I think the problem is the description:

   "Lazily iterates range until value sentinel is found, at which
    point it stops."

It doesn't say anything about returning the range up to that point.  You 
have to look at the example to see what it does.


> On a side note, it would be great if we could figure out a way to make the 
> docs more user-friendly - especially in std.algorithm. The functions are 
> great, and they're really versatile, but that seems to come at the cost of 
> incredibly nasty signatures. It can make it hard to find the function itself 
> among all of its parameters and its return type (especially the return 
> type). Right now, I'd expect it to scare a fair number of potential users 
> away. What the best solution would be, I don't know (perhaps making it so 
> that it lists information on the function without its signature and then 
> lists the signature at the end, or maybe we could find some way to give an 
> abstracted signature which gave the basic idea without all of the details), 
> but right now std.algorthm is definitely scary-looking.
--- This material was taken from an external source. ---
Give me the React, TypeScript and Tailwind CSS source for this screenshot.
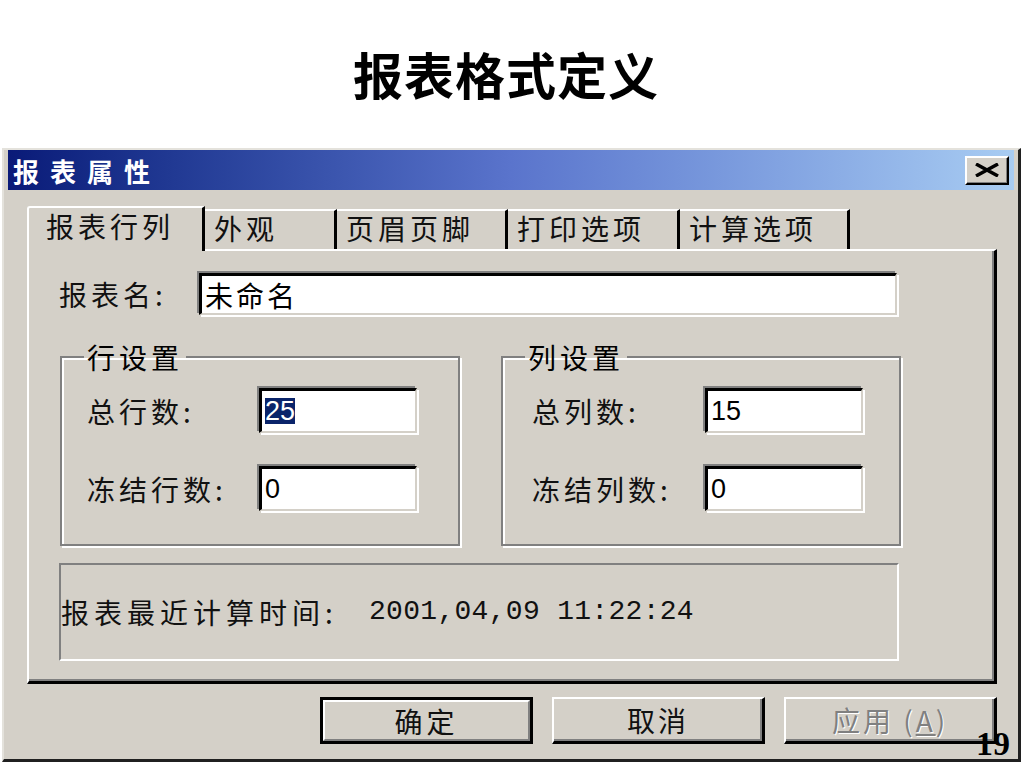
import React from 'react';

const cjk = "font-['Noto_Sans_CJK_SC',sans-serif]";

function Sunken({ className = '', children }: { className?: string; children?: React.ReactNode }) {
  return (
    <div
      className={`flex items-center bg-white border-t-[3px] border-l-[3px] border-t-black border-l-black border-r-2 border-b-2 border-r-[#d4d0c8] border-b-[#d4d0c8] shadow-[-2px_-2px_0_#808080,2px_2px_0_#ffffff] ${className}`}
    >
      {children}
    </div>
  );
}

function Group({ title, rows, pad, labelW }: { title: string; rows: { label: string; value: React.ReactNode }[]; pad: string; labelW: string }) {
  return (
    <fieldset className="w-[400px] h-[206px] border-2 border-[#808080] shadow-[2px_2px_0_#ffffff,inset_2px_2px_0_#ffffff]">
      <legend className={`ml-[22px] px-[3px] text-[28px] leading-[34px] tracking-[4px] ${cjk}`}>{title}</legend>
      <div className={`flex flex-col gap-[33px] pt-[14px] ${pad}`}>
        {rows.map(r => (
          <div key={r.label} className="flex items-center">
            <span className={`${labelW} text-[28px] tracking-[4px] text-[#111] ${cjk}`}>{r.label}</span>
            <Sunken className="w-[158px] h-[45px] pl-[3px]">
              {r.value}
            </Sunken>
          </div>
        ))}
      </div>
    </fieldset>
  );
}

function Button({ label, variant }: { label: React.ReactNode; variant: 'default' | 'normal' | 'disabled' }) {
  const base = 'w-[213px] h-[47px] flex items-center justify-center bg-[#d4d0c8]';
  if (variant === 'default') {
    return (
      <div className={`${base} border-[3px] border-black`}>
        <div className="w-full h-full flex items-center justify-center border-t-2 border-l-2 border-white border-r-2 border-b-2 border-r-[#808080] border-b-[#808080]">
          <span className={`text-[28px] tracking-[4px] text-[#111] ${cjk}`}>{label}</span>
        </div>
      </div>
    );
  }
  return (
    <div className={`${base} border-t-2 border-l-2 border-white border-r-[3px] border-b-[3px] border-r-black border-b-black shadow-[inset_-2px_-2px_0_#808080]`}>
      <span
        className={`text-[28px] tracking-[3px] ${cjk} ${variant === 'disabled' ? 'text-[#808080] [text-shadow:1px_1px_0_#ffffff]' : 'text-[#111]'}`}
      >
        {label}
      </span>
    </div>
  );
}

export default function App() {
  const tabs = [
    { label: '外观', w: 'w-[132px]' },
    { label: '页眉页脚', w: 'w-[171px]' },
    { label: '打印选项', w: 'w-[172px]' },
    { label: '计算选项', w: 'w-[170px]' },
  ];

  return (
    <div className="relative w-[1024px] h-[768px] bg-white overflow-hidden">
      <div className="h-[148px] flex items-center justify-center pb-[2px] pr-[12px]">
        <h1 className={`text-[50px] font-bold tracking-[1px] text-black leading-none ${cjk}`}>报表格式定义</h1>
      </div>

      <div className="ml-[2px] w-[1019px] h-[614px] flex flex-col bg-[#d4d0c8] border-l-2 border-t-2 border-[#e4e2dc] border-r-[3px] border-b-[3px] border-r-[#202020] border-b-[#202020] px-[4px]">
        {/* title bar */}
        <div className="h-[40px] flex items-center justify-between bg-gradient-to-r from-[#0a1a78] via-[#5a74cc] to-[#a8ccf2] pl-[5px] pr-[5px]">
          <span className={`text-[26px] font-bold tracking-[11px] text-white ${cjk}`}>报表属性</span>
          <div className="w-[44px] h-[29px] flex items-center justify-center bg-[#d4d0c8] border-t-2 border-l-2 border-white border-r-2 border-b-2 border-r-black border-b-black shadow-[inset_-1px_-1px_0_#808080]">
            <svg width="28" height="14" viewBox="0 0 28 14">
              <path d="M3 1 L25 13 M25 1 L3 13" stroke="#000" strokeWidth="3.5" />
            </svg>
          </div>
        </div>

        {/* body */}
        <div className="flex flex-col pl-[19px] pt-[15px]">
          {/* tabs */}
          <div className="flex items-end h-[44px]">
            <div className="w-[178px] h-[45px] -mb-[2px] z-10 relative flex items-start pl-[17px] bg-[#d4d0c8] border-l-2 border-t-2 border-white border-r-[3px] border-r-black rounded-tl-[3px]">
              <span className={`text-[28px] leading-[36px] tracking-[4px] text-[#111] ${cjk}`}>报表行列</span>
            </div>
            {tabs.map(t => (
              <div
                key={t.label}
                className={`${t.w} h-[40px] flex items-start pl-[9px] border-t-2 border-white border-r-[3px] border-r-black`}
              >
                <span className={`text-[28px] leading-[34px] tracking-[4px] text-[#111] ${cjk}`}>{t.label}</span>
              </div>
            ))}
          </div>

          {/* panel */}
          <div className="w-[970px] h-[435px] flex flex-col border-l-2 border-t-2 border-white border-r-[3px] border-b-[3px] border-r-black border-b-black shadow-[inset_-2px_-2px_0_#808080] pl-[30px] pt-[22px]">
            <div className="flex items-center h-[42px]">
              <span className={`w-[140px] text-[28px] tracking-[4px] text-[#111] ${cjk}`}>报表名:</span>
              <Sunken className="w-[698px] h-[42px] pl-[3px]">
                <span className={`text-[28px] tracking-[3px] text-black ${cjk}`}>未命名</span>
              </Sunken>
            </div>

            <div className="flex gap-[41px] mt-[25px] ml-[1px]">
              <Group
                title="行设置"
                pad="pl-[25px]"
                labelW="w-[172px]"
                rows={[
                  {
                    label: '总行数:',
                    value: <span className="bg-[#0a246a] text-white text-[27px] leading-[26px] font-['Liberation_Sans',sans-serif]">25</span>,
                  },
                  { label: '冻结行数:', value: <span className="text-[27px] font-['Liberation_Sans',sans-serif]">0</span> },
                ]}
              />
              <Group
                title="列设置"
                pad="pl-[29px]"
                labelW="w-[173px]"
                rows={[
                  { label: '总列数:', value: <span className="text-[27px] font-['Liberation_Sans',sans-serif]">15</span> },
                  { label: '冻结列数:', value: <span className="text-[27px] font-['Liberation_Sans',sans-serif]">0</span> },
                ]}
              />
            </div>

            <div className="mt-[17px] w-[840px] h-[98px] flex items-center border-t-2 border-l-2 border-[#808080] border-r-2 border-b-2 border-r-white border-b-white">
              <span className={`w-[308px] text-[28px] tracking-[5px] text-[#111] ${cjk}`}>报表最近计算时间:</span>
              <span className="text-[28px] tracking-[0.3px] text-[#111] font-['Liberation_Mono',monospace]">2001,04,09 11:22:24</span>
            </div>
          </div>

          {/* buttons */}
          <div className="flex justify-end gap-[19px] mt-[13px] w-[970px]">
            <Button label="确定" variant="default" />
            <Button label="取消" variant="normal" />
            <Button
              label={
                <>
                  应用 (<span className="underline">A</span>)
                </>
              }
              variant="disabled"
            />
          </div>
        </div>
      </div>

      <span className="absolute left-[976px] top-[727px] text-[34px] font-bold leading-none text-black font-['Liberation_Serif',serif]">19</span>
    </div>
  );
}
It's got great 
> stuff, but the docs could definitely use some improvement.

I agree.  There are several things which could be done:

   1. Alphabetical sorting of the list of functions at the top of the 
page.  This has already been implemented by Adam D. Ruppe and will be 
published with the next DMD release, AFAIK.

   2. Better separation of elements that share a doc comment.  until() 
is a great example:  You have to look more than twice at the signature 
to see that it is actually three signatures -- one struct and two functions.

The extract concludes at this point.